Short task: Restate the material word for word and leave out anything that is a picture.

Available data:

● ● ●

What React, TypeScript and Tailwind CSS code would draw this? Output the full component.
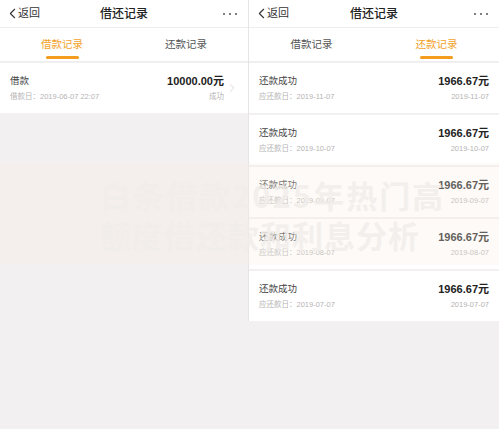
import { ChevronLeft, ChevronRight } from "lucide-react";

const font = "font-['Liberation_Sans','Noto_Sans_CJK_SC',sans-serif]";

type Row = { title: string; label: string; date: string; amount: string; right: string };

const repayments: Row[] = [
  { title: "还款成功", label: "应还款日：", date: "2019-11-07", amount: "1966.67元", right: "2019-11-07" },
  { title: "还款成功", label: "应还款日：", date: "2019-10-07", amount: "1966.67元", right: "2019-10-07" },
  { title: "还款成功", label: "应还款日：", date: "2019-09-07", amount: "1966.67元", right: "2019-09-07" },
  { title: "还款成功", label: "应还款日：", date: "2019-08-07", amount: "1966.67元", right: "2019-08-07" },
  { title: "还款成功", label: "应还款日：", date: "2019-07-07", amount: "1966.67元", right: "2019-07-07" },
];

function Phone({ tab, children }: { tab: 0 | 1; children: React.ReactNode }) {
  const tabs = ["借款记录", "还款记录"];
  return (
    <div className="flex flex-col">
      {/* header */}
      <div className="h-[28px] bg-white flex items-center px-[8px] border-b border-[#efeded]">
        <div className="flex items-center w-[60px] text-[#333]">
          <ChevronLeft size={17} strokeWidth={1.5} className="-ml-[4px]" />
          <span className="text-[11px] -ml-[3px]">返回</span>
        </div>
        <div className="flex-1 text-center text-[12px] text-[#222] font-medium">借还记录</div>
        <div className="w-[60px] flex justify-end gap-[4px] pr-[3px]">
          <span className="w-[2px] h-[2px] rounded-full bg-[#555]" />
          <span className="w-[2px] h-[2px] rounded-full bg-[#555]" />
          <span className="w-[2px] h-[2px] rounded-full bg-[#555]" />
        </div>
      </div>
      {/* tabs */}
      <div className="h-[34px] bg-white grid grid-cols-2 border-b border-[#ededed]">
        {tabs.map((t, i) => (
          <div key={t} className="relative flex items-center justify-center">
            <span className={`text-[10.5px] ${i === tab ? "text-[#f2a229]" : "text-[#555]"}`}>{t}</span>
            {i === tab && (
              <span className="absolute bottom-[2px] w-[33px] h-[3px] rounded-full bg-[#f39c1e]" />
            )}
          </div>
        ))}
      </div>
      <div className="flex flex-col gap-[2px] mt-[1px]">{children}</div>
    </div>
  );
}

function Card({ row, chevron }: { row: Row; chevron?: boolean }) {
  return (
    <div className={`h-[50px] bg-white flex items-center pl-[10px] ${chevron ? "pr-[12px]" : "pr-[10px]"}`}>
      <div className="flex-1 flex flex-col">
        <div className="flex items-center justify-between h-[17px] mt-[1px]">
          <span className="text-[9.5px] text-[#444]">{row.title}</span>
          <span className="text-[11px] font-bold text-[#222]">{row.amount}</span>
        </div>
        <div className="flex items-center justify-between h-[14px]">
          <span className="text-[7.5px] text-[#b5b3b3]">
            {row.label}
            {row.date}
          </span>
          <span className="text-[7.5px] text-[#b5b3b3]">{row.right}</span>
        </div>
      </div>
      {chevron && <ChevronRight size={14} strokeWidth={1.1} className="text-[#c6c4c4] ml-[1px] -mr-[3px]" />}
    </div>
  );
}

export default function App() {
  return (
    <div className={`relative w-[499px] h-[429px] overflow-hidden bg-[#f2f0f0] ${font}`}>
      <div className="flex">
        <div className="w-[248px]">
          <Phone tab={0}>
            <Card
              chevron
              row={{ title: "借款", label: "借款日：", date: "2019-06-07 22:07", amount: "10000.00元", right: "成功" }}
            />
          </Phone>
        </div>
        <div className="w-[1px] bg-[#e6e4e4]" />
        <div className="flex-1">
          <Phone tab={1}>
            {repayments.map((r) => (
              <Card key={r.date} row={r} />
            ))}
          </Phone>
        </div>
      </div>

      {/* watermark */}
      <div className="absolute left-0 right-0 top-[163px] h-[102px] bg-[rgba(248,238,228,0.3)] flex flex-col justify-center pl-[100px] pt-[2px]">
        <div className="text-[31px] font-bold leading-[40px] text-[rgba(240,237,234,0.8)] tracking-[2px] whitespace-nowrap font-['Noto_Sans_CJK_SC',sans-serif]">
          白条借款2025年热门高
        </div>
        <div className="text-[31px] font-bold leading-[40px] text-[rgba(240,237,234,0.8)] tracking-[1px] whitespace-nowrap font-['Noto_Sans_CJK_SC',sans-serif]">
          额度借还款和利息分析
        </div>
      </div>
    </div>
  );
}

● ● ●

Solution for this problem:
What React, TypeScript and Tailwind CSS code would draw this? Output the full component.
import { ChevronLeft, ChevronRight } from "lucide-react";

const font = "font-['Liberation_Sans','Noto_Sans_CJK_SC',sans-serif]";

type Row = { title: string; label: string; date: string; amount: string; right: string };

const repayments: Row[] = [
  { title: "还款成功", label: "应还款日：", date: "2019-11-07", amount: "1966.67元", right: "2019-11-07" },
  { title: "还款成功", label: "应还款日：", date: "2019-10-07", amount: "1966.67元", right: "2019-10-07" },
  { title: "还款成功", label: "应还款日：", date: "2019-09-07", amount: "1966.67元", right: "2019-09-07" },
  { title: "还款成功", label: "应还款日：", date: "2019-08-07", amount: "1966.67元", right: "2019-08-07" },
  { title: "还款成功", label: "应还款日：", date: "2019-07-07", amount: "1966.67元", right: "2019-07-07" },
];

function Phone({ tab, children }: { tab: 0 | 1; children: React.ReactNode }) {
  const tabs = ["借款记录", "还款记录"];
  return (
    <div className="flex flex-col">
      {/* header */}
      <div className="h-[28px] bg-white flex items-center px-[8px] border-b border-[#efeded]">
        <div className="flex items-center w-[60px] text-[#333]">
          <ChevronLeft size={17} strokeWidth={1.5} className="-ml-[4px]" />
          <span className="text-[11px] -ml-[3px]">返回</span>
        </div>
        <div className="flex-1 text-center text-[12px] text-[#222] font-medium">借还记录</div>
        <div className="w-[60px] flex justify-end gap-[4px] pr-[3px]">
          <span className="w-[2px] h-[2px] rounded-full bg-[#555]" />
          <span className="w-[2px] h-[2px] rounded-full bg-[#555]" />
          <span className="w-[2px] h-[2px] rounded-full bg-[#555]" />
        </div>
      </div>
      {/* tabs */}
      <div className="h-[34px] bg-white grid grid-cols-2 border-b border-[#ededed]">
        {tabs.map((t, i) => (
          <div key={t} className="relative flex items-center justify-center">
            <span className={`text-[10.5px] ${i === tab ? "text-[#f2a229]" : "text-[#555]"}`}>{t}</span>
            {i === tab && (
              <span className="absolute bottom-[2px] w-[33px] h-[3px] rounded-full bg-[#f39c1e]" />
            )}
          </div>
        ))}
      </div>
      <div className="flex flex-col gap-[2px] mt-[1px]">{children}</div>
    </div>
  );
}

function Card({ row, chevron }: { row: Row; chevron?: boolean }) {
  return (
    <div className={`h-[50px] bg-white flex items-center pl-[10px] ${chevron ? "pr-[12px]" : "pr-[10px]"}`}>
      <div className="flex-1 flex flex-col">
        <div className="flex items-center justify-between h-[17px] mt-[1px]">
          <span className="text-[9.5px] text-[#444]">{row.title}</span>
          <span className="text-[11px] font-bold text-[#222]">{row.amount}</span>
        </div>
        <div className="flex items-center justify-between h-[14px]">
          <span className="text-[7.5px] text-[#b5b3b3]">
            {row.label}
            {row.date}
          </span>
          <span className="text-[7.5px] text-[#b5b3b3]">{row.right}</span>
        </div>
      </div>
      {chevron && <ChevronRight size={14} strokeWidth={1.1} className="text-[#c6c4c4] ml-[1px] -mr-[3px]" />}
    </div>
  );
}

export default function App() {
  return (
    <div className={`relative w-[499px] h-[429px] overflow-hidden bg-[#f2f0f0] ${font}`}>
      <div className="flex">
        <div className="w-[248px]">
          <Phone tab={0}>
            <Card
              chevron
              row={{ title: "借款", label: "借款日：", date: "2019-06-07 22:07", amount: "10000.00元", right: "成功" }}
            />
          </Phone>
        </div>
        <div className="w-[1px] bg-[#e6e4e4]" />
        <div className="flex-1">
          <Phone tab={1}>
            {repayments.map((r) => (
              <Card key={r.date} row={r} />
            ))}
          </Phone>
        </div>
      </div>

      {/* watermark */}
      <div className="absolute left-0 right-0 top-[163px] h-[102px] bg-[rgba(248,238,228,0.3)] flex flex-col justify-center pl-[100px] pt-[2px]">
        <div className="text-[31px] font-bold leading-[40px] text-[rgba(240,237,234,0.8)] tracking-[2px] whitespace-nowrap font-['Noto_Sans_CJK_SC',sans-serif]">
          白条借款2025年热门高
        </div>
        <div className="text-[31px] font-bold leading-[40px] text-[rgba(240,237,234,0.8)] tracking-[1px] whitespace-nowrap font-['Noto_Sans_CJK_SC',sans-serif]">
          额度借还款和利息分析
        </div>
      </div>
    </div>
  );
}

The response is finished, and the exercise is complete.